Hacker News new | ask | show | jobs
by loceng 5000 days ago
I think people underestimate what an agile and lean startup like Elon seems to be running can accomplish. He's a super intelligent guy with a growing positive trackrecord. The vehicle industry has been waiting for disruption for 20+ years, and the giants finally have lost control and whatever unnatural advantages they tried to maintain. Technology for electric vehicles will only continue to improve, and costs will go down. Luckily for economies very attached to oil they can shift to systems like free re-fueling once a vehicle is purchased; That's pretty incredible and something I never even thought about or imagined possible, though it makes sense and works once the puzzle pieces are all in front of you. P.S. Elon's my new Man Crush.
3 comments

So I'm not the only dude with an Elon Man Crush.

I'm off to go buy a ton more TSLA stock. And apply at an Elon company. Doesn't even matter which one.

I truly believe TSLA stock is a good investment. TSLA is on its way to be the Apple of car manufactures.

$ whoami > nobody

I wish we could buy stock in Elon directly which would translate into a spread between all his ventures.
It's always possible to create an index fund portfolio.
Quite difficult. For instance, you can't buy SpaceX. You'd have to find highly correlated stuff.
An Elon Musk ETF? YES.
great idea. somebody make that happen (via index fund or whatever financial instrument is equivalent)

and then shutup and take my money. :)

In the next month I'll be dumping money into getting a patent. Time will tell if that ends up being a better investment than into Tesla. Maybe I should try to get Elon as an advisor / investor. I'll have to hope to not get giddy when speaking to him if there's ever the possibility ...
I'm not sure a company that is losing $30M a month (or $400K per year per employee, of which there are 900) can be classified as lean--and possibly not agile, given that they spent a fortune creating the Roadster only to abandon it three years later as being too expensive, having sold only 2K copies. I'm sure it was a learning experience, but Tesla's burn rate is only increasing, so I hope they learned enough.

And, while SpaceX's rockets are undoutably advanced and very safe, they aren't currently the cheapest cost per pound sent into LEO; that honor belongs to the Russians:

http://en.wikipedia.org/wiki/Comparison_of_orbital_launch_sy...

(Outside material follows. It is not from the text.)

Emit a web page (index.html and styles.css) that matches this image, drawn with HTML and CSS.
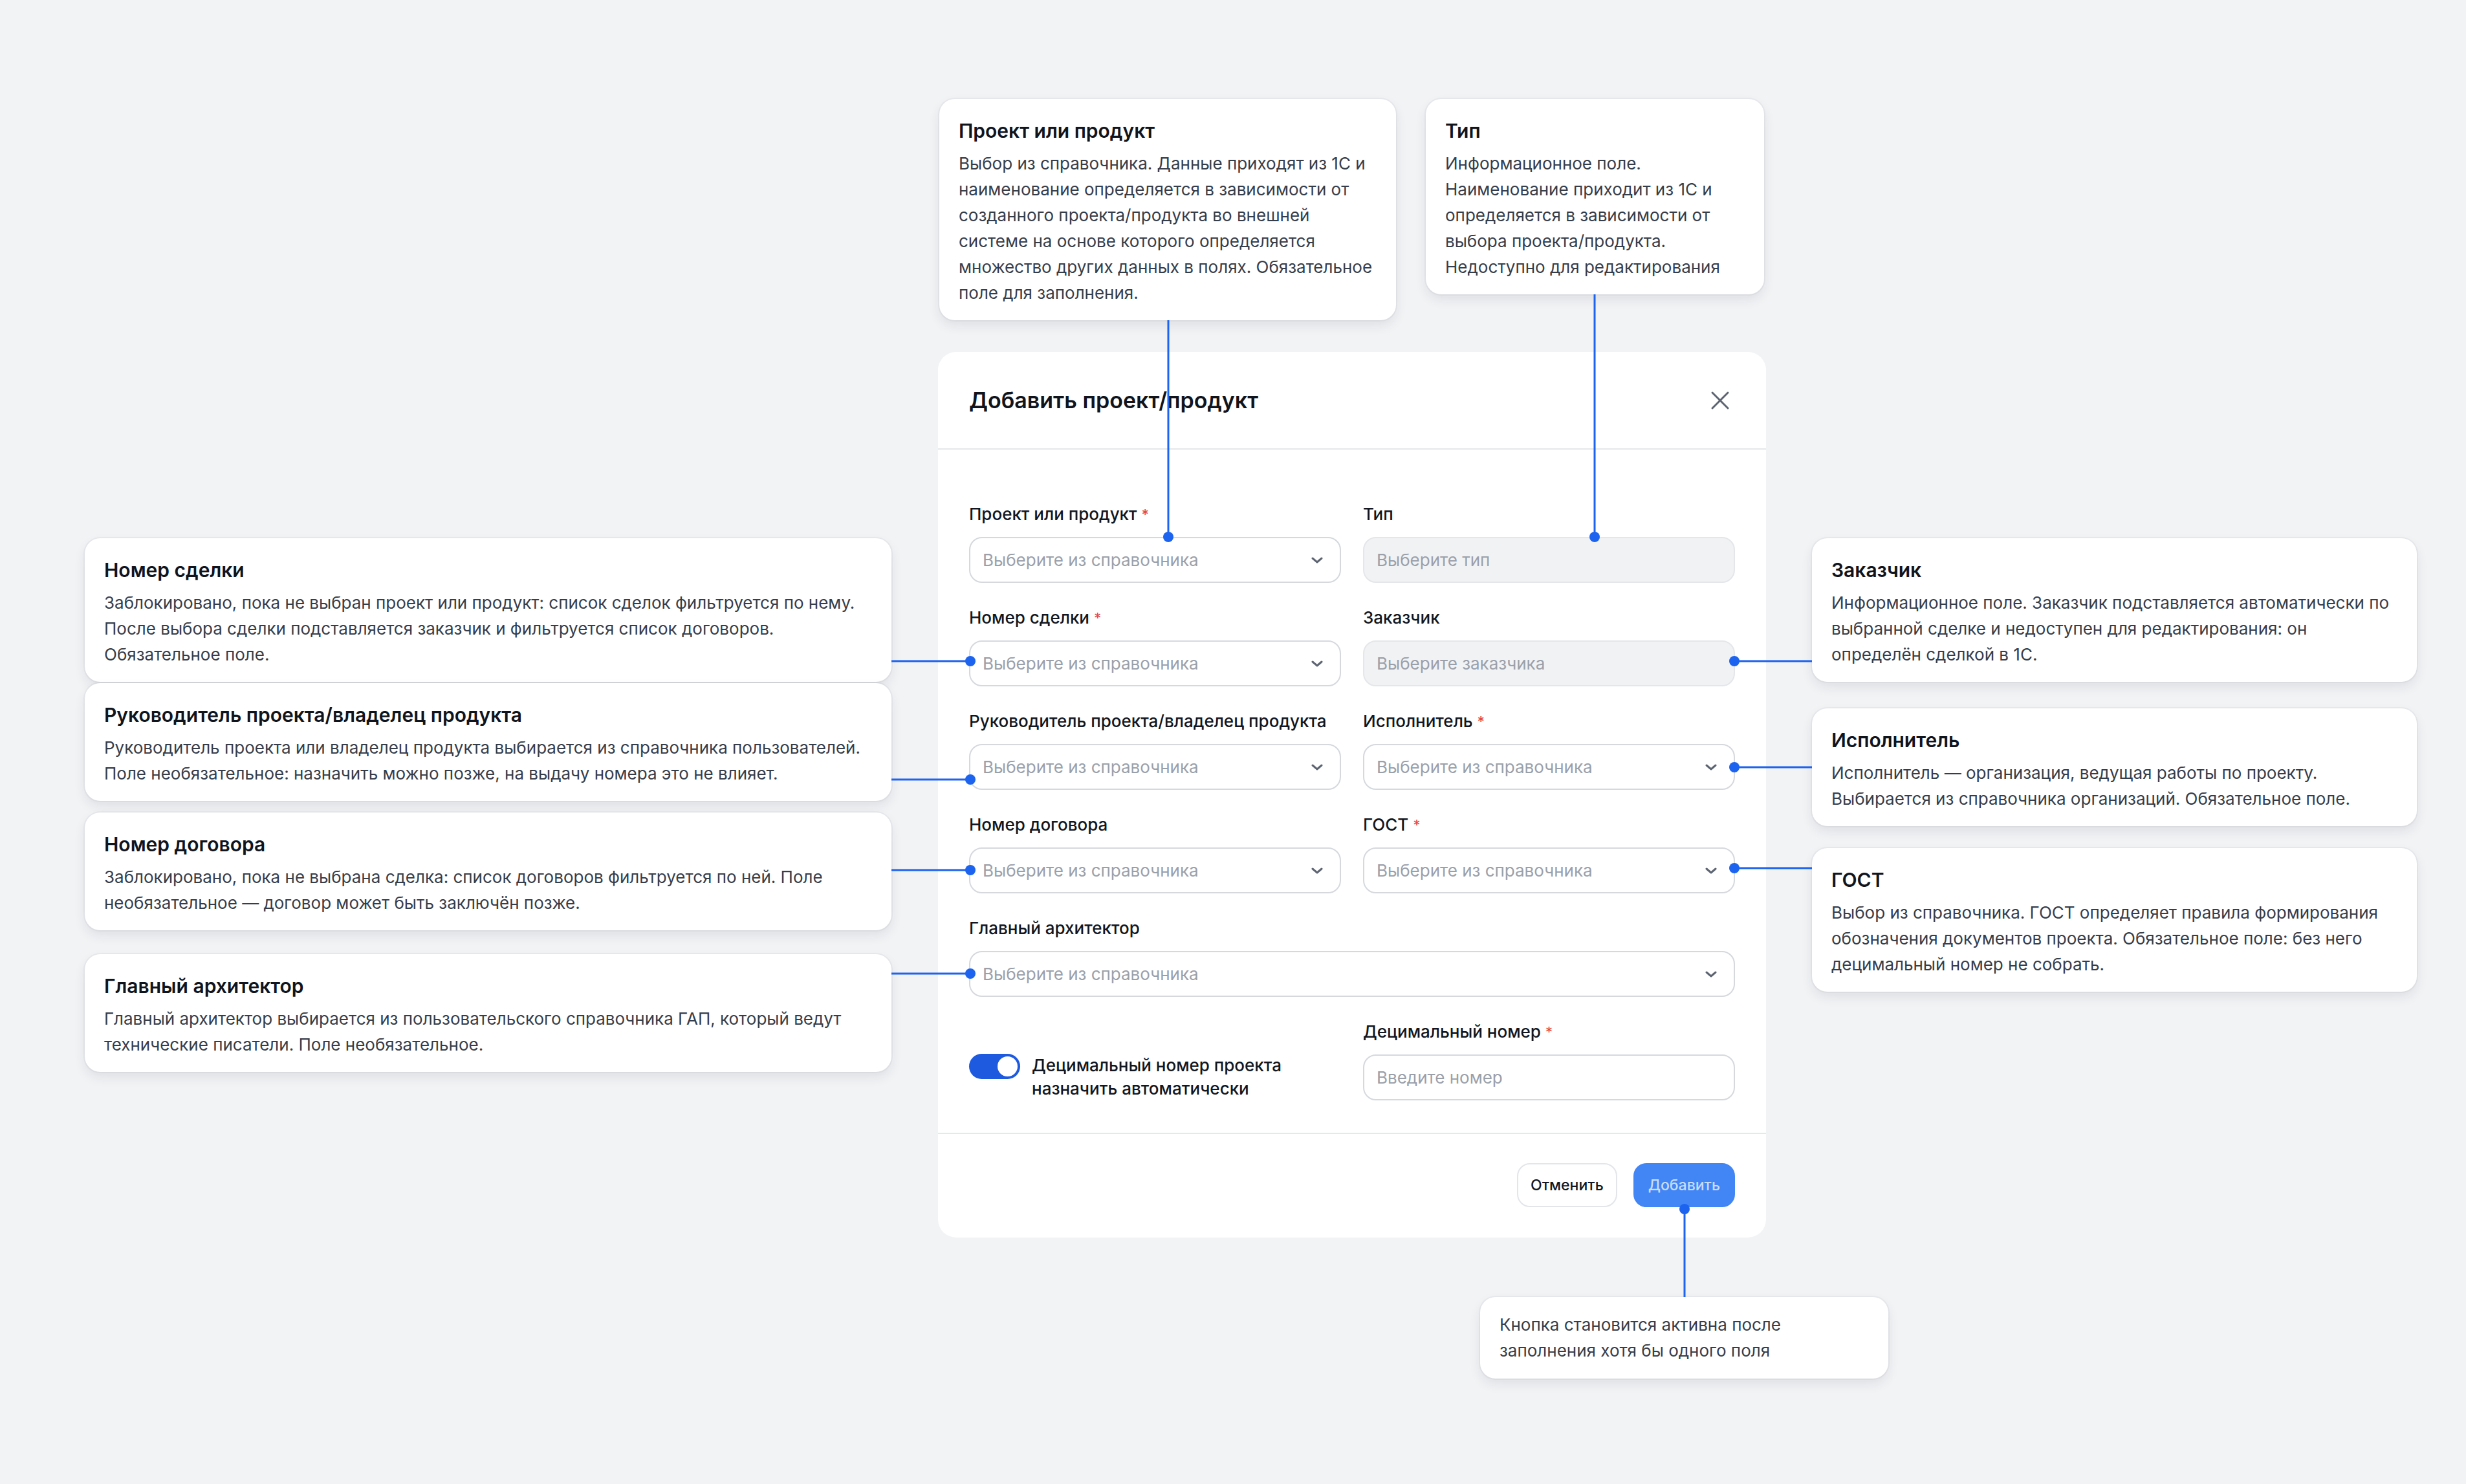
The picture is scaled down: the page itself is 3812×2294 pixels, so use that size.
FILE: index.html
```html
<!DOCTYPE html>
<html lang="ru">
<head>
  <meta charset="UTF-8" />
  <meta name="viewport" content="width=device-width, initial-scale=1.0"/>
  <title>Добавить проект/продукт — схема полей</title>
  <link rel="stylesheet" href="styles.css">
</head>
<body>
  <div class="canvas">

    <!-- Notes above the dialog -->
    <div class="note note-project">
      <h3>Проект или продукт</h3>
      <p>Выбор из справочника. Данные приходят из 1С и<br>наименование определяется в зависимости от<br>созданного проекта/продукта во внешней<br>системе на основе которого определяется<br>множество других данных в полях. Обязательное<br>поле для заполнения.</p>
    </div>
    <div class="note note-type">
      <h3>Тип</h3>
      <p>Информационное поле.<br>Наименование приходит из 1С и<br>определяется в зависимости от<br>выбора проекта/продукта.<br>Недоступно для редактирования</p>
    </div>

    <!-- Notes on the left -->
    <div class="note note-deal">
      <h3>Номер сделки</h3>
      <p>Заблокировано, пока не выбран проект или продукт: список сделок фильтруется по нему.<br>После выбора сделки подставляется заказчик и фильтруется список договоров.<br>Обязательное поле.</p>
    </div>
    <div class="note note-manager">
      <h3>Руководитель проекта/владелец продукта</h3>
      <p>Руководитель проекта или владелец продукта выбирается из справочника пользователей.<br>Поле необязательное: назначить можно позже, на выдачу номера это не влияет.</p>
    </div>
    <div class="note note-contract">
      <h3>Номер договора</h3>
      <p>Заблокировано, пока не выбрана сделка: список договоров фильтруется по ней. Поле<br>необязательное — договор может быть заключён позже.</p>
    </div>
    <div class="note note-architect">
      <h3>Главный архитектор</h3>
      <p>Главный архитектор выбирается из пользовательского справочника ГАП, который ведут<br>технические писатели. Поле необязательное.</p>
    </div>

    <!-- Notes on the right -->
    <div class="note note-customer">
      <h3>Заказчик</h3>
      <p>Информационное поле. Заказчик подставляется автоматически по<br>выбранной сделке и недоступен для редактирования: он<br>определён сделкой в 1С.</p>
    </div>
    <div class="note note-contractor">
      <h3>Исполнитель</h3>
      <p>Исполнитель — организация, ведущая работы по проекту.<br>Выбирается из справочника организаций. Обязательное поле.</p>
    </div>
    <div class="note note-gost">
      <h3>ГОСТ</h3>
      <p>Выбор из справочника. ГОСТ определяет правила формирования<br>обозначения документов проекта. Обязательное поле: без него<br>децимальный номер не собрать.</p>
    </div>

    <!-- Note under the dialog -->
    <div class="note note-plain note-submit">
      <p>Кнопка становится активна после<br>заполнения хотя бы одного поля</p>
    </div>

    <!-- The dialog itself -->
    <div class="modal">
      <div class="modal-header">
        <h2>Добавить проект/продукт</h2>
        <button class="close-btn" aria-label="Закрыть">
          <svg width="30" height="30" viewBox="0 0 30 30"><path d="M3 3L27 27M27 3L3 27" stroke="currentColor" stroke-width="3" stroke-linecap="round"/></svg>
        </button>
      </div>

      <div class="modal-body">
        <div class="form-item">
          <div class="label">Проект или продукт <span class="req">*</span></div>
          <div class="field">
            <span class="placeholder">Выберите из справочника</span>
            <svg class="chevron" width="18" height="10" viewBox="0 0 18 10"><path d="M2 2L9 8L16 2" fill="none" stroke="currentColor" stroke-width="3" stroke-linecap="round" stroke-linejoin="round"/></svg>
          </div>
        </div>
        <div class="form-item">
          <div class="label">Тип</div>
          <div class="field disabled"><span class="placeholder">Выберите тип</span></div>
        </div>

        <div class="form-item">
          <div class="label">Номер сделки <span class="req">*</span></div>
          <div class="field">
            <span class="placeholder">Выберите из справочника</span>
            <svg class="chevron" width="18" height="10" viewBox="0 0 18 10"><path d="M2 2L9 8L16 2" fill="none" stroke="currentColor" stroke-width="3" stroke-linecap="round" stroke-linejoin="round"/></svg>
          </div>
        </div>
        <div class="form-item">
          <div class="label">Заказчик</div>
          <div class="field disabled"><span class="placeholder">Выберите заказчика</span></div>
        </div>

        <div class="form-item">
          <div class="label">Руководитель проекта/владелец продукта</div>
          <div class="field">
            <span class="placeholder">Выберите из справочника</span>
            <svg class="chevron" width="18" height="10" viewBox="0 0 18 10"><path d="M2 2L9 8L16 2" fill="none" stroke="currentColor" stroke-width="3" stroke-linecap="round" stroke-linejoin="round"/></svg>
          </div>
        </div>
        <div class="form-item">
          <div class="label">Исполнитель <span class="req">*</span></div>
          <div class="field">
            <span class="placeholder">Выберите из справочника</span>
            <svg class="chevron" width="18" height="10" viewBox="0 0 18 10"><path d="M2 2L9 8L16 2" fill="none" stroke="currentColor" stroke-width="3" stroke-linecap="round" stroke-linejoin="round"/></svg>
          </div>
        </div>

        <div class="form-item">
          <div class="label">Номер договора</div>
          <div class="field">
            <span class="placeholder">Выберите из справочника</span>
            <svg class="chevron" width="18" height="10" viewBox="0 0 18 10"><path d="M2 2L9 8L16 2" fill="none" stroke="currentColor" stroke-width="3" stroke-linecap="round" stroke-linejoin="round"/></svg>
          </div>
        </div>
        <div class="form-item">
          <div class="label">ГОСТ <span class="req">*</span></div>
          <div class="field">
            <span class="placeholder">Выберите из справочника</span>
            <svg class="chevron" width="18" height="10" viewBox="0 0 18 10"><path d="M2 2L9 8L16 2" fill="none" stroke="currentColor" stroke-width="3" stroke-linecap="round" stroke-linejoin="round"/></svg>
          </div>
        </div>

        <div class="form-item wide">
          <div class="label">Главный архитектор</div>
          <div class="field">
            <span class="placeholder">Выберите из справочника</span>
            <svg class="chevron" width="18" height="10" viewBox="0 0 18 10"><path d="M2 2L9 8L16 2" fill="none" stroke="currentColor" stroke-width="3" stroke-linecap="round" stroke-linejoin="round"/></svg>
          </div>
        </div>

        <div class="toggle-row">
          <div class="switch on"><span class="knob"></span></div>
          <div class="toggle-text">Децимальный номер проекта<br>назначить автоматически</div>
        </div>
        <div class="form-item">
          <div class="label">Децимальный номер <span class="req">*</span></div>
          <div class="field"><span class="placeholder">Введите номер</span></div>
        </div>
      </div>

      <div class="modal-footer">
        <button class="btn btn-cancel">Отменить</button>
        <button class="btn btn-primary">Добавить</button>
      </div>
    </div>

    <!-- Connectors between notes and fields -->
    <svg class="links" width="3812" height="2294" viewBox="0 0 3812 2294">
      <g stroke="#1c63f0" stroke-width="3" fill="none">
        <path d="M1806 495V830"/>
        <path d="M2465 455V830"/>
        <path d="M1378 1022H1500"/>
        <path d="M1378 1205H1500"/>
        <path d="M1378 1345H1500"/>
        <path d="M1378 1505H1500"/>
        <path d="M2681 1022H2801"/>
        <path d="M2681 1186H2801"/>
        <path d="M2681 1342H2801"/>
        <path d="M2604 1869V2005"/>
      </g>
      <g fill="#1c63f0">
        <circle cx="1806" cy="830" r="8"/>
        <circle cx="2465" cy="830" r="8"/>
        <circle cx="1500" cy="1022" r="8"/>
        <circle cx="1500" cy="1205" r="8"/>
        <circle cx="1500" cy="1345" r="8"/>
        <circle cx="1500" cy="1505" r="8"/>
        <circle cx="2681" cy="1022" r="8"/>
        <circle cx="2681" cy="1186" r="8"/>
        <circle cx="2681" cy="1342" r="8"/>
        <circle cx="2604" cy="1869" r="8"/>
      </g>
    </svg>
  </div>
</body>
</html>
```

FILE: styles.css
```css
body {
  margin: 0;
  background: #f2f3f5;
  font-family: Inter, "Noto Sans", sans-serif;
  color: #111621;
}

.canvas {
  position: relative;
  width: 3812px;
  height: 2294px;
  overflow: hidden;
}

/* callout cards around the dialog */
.note {
  position: absolute;
  box-sizing: border-box;
  background: #fff;
  border-radius: 24px;
  padding: 29px 30px 22px;
  box-shadow: 0 0 0 2px rgba(20, 30, 50, 0.04), 0 8px 18px rgba(20, 30, 50, 0.09);
}

.note h3 {
  margin: 0;
  font-size: 30px;
  line-height: 40px;
  font-weight: 600;
  color: #10141d;
}

.note p {
  margin: 11px 0 0;
  font-size: 26px;
  line-height: 40px;
  color: #363d4a;
  white-space: nowrap;
}

.note-plain {
  padding: 23px 30px;
}

.note-plain p {
  margin: 0;
}

.note-project { left: 1452px; top: 153px; width: 706px; }
.note-type { left: 2204px; top: 153px; width: 523px; }

.note-deal { left: 131px; top: 832px; width: 1247px; }
.note-manager { left: 131px; top: 1056px; width: 1247px; }
.note-contract { left: 131px; top: 1256px; width: 1247px; }
.note-architect { left: 131px; top: 1475px; width: 1247px; }

.note-customer { left: 2801px; top: 832px; width: 935px; }
.note-contractor { left: 2801px; top: 1095px; width: 935px; }
.note-gost { left: 2801px; top: 1311px; width: 935px; }

.note-submit { left: 2288px; top: 2005px; width: 631px; }

/* dialog */
.modal {
  position: absolute;
  left: 1450px;
  top: 544px;
  width: 1280px;
  background: #fff;
  border-radius: 28px;
}

.modal-header {
  height: 149px;
  display: flex;
  align-items: center;
  justify-content: space-between;
  padding: 0 48px;
  border-bottom: 2px solid #e6e7ea;
}

.modal-header h2 {
  margin: 0;
  font-size: 34px;
  font-weight: 600;
  color: #10141d;
}

.close-btn {
  border: none;
  background: none;
  padding: 0;
  margin-right: 8px;
  color: #5d6471;
  display: flex;
}

.modal-body {
  display: grid;
  grid-template-columns: 1fr 1fr;
  column-gap: 34px;
  row-gap: 36px;
  padding: 82px 48px 50px;
  border-bottom: 2px solid #e6e7ea;
}

.form-item.wide {
  grid-column: 1 / 3;
}

.label {
  font-size: 26px;
  line-height: 36px;
  font-weight: 500;
  color: #111621;
  margin-bottom: 17px;
  white-space: nowrap;
}

.req {
  color: #e5484d;
  font-size: 22px;
  vertical-align: top;
}

.field {
  box-sizing: border-box;
  height: 71px;
  display: flex;
  align-items: center;
  justify-content: space-between;
  padding: 0 26px 0 19px;
  border: 2px solid #d5d8dd;
  border-radius: 20px;
  background: #fff;
}

.field.disabled {
  background: #f1f2f4;
  border-color: #e4e6e9;
}

.placeholder {
  font-size: 26px;
  color: #9aa0aa;
}

.chevron {
  color: #5d6471;
}

.toggle-row {
  align-self: end;
  display: flex;
  align-items: flex-start;
  gap: 18px;
}

.switch {
  position: relative;
  flex: none;
  width: 79px;
  height: 39px;
  border-radius: 20px;
  background: #1d5ae0;
}

.knob {
  position: absolute;
  right: 4px;
  top: 4px;
  width: 31px;
  height: 31px;
  border-radius: 50%;
  background: #fff;
}

.toggle-text {
  font-size: 26px;
  line-height: 36px;
  font-weight: 500;
  color: #111621;
}

.modal-footer {
  display: flex;
  justify-content: flex-end;
  gap: 25px;
  padding: 45px 48px 47px;
}

.btn {
  height: 68px;
  padding: 0 19px;
  border-radius: 20px;
  font-family: inherit;
  font-size: 23px;
  font-weight: 500;
}

.btn-cancel {
  background: #fff;
  border: 2px solid #e3e5e8;
  color: #111621;
}

.btn-primary {
  background: #4285f4;
  border: 2px solid #4285f4;
  color: rgba(255, 255, 255, 0.72);
  padding: 0 21px;
}

/* connector lines drawn over everything */
.links {
  position: absolute;
  left: 0;
  top: 0;
  pointer-events: none;
}
```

SpaceX has some cheaper launches "in development" but they've already revised their initial prices upwards of 100% of what they claimed early on for their operational launches, so you really can't trust what they claim for in development vehicles.

whatever unnatural advantages they tried to maintain

You think it's unnatural that heavy industries has fewer players than, say, fast food?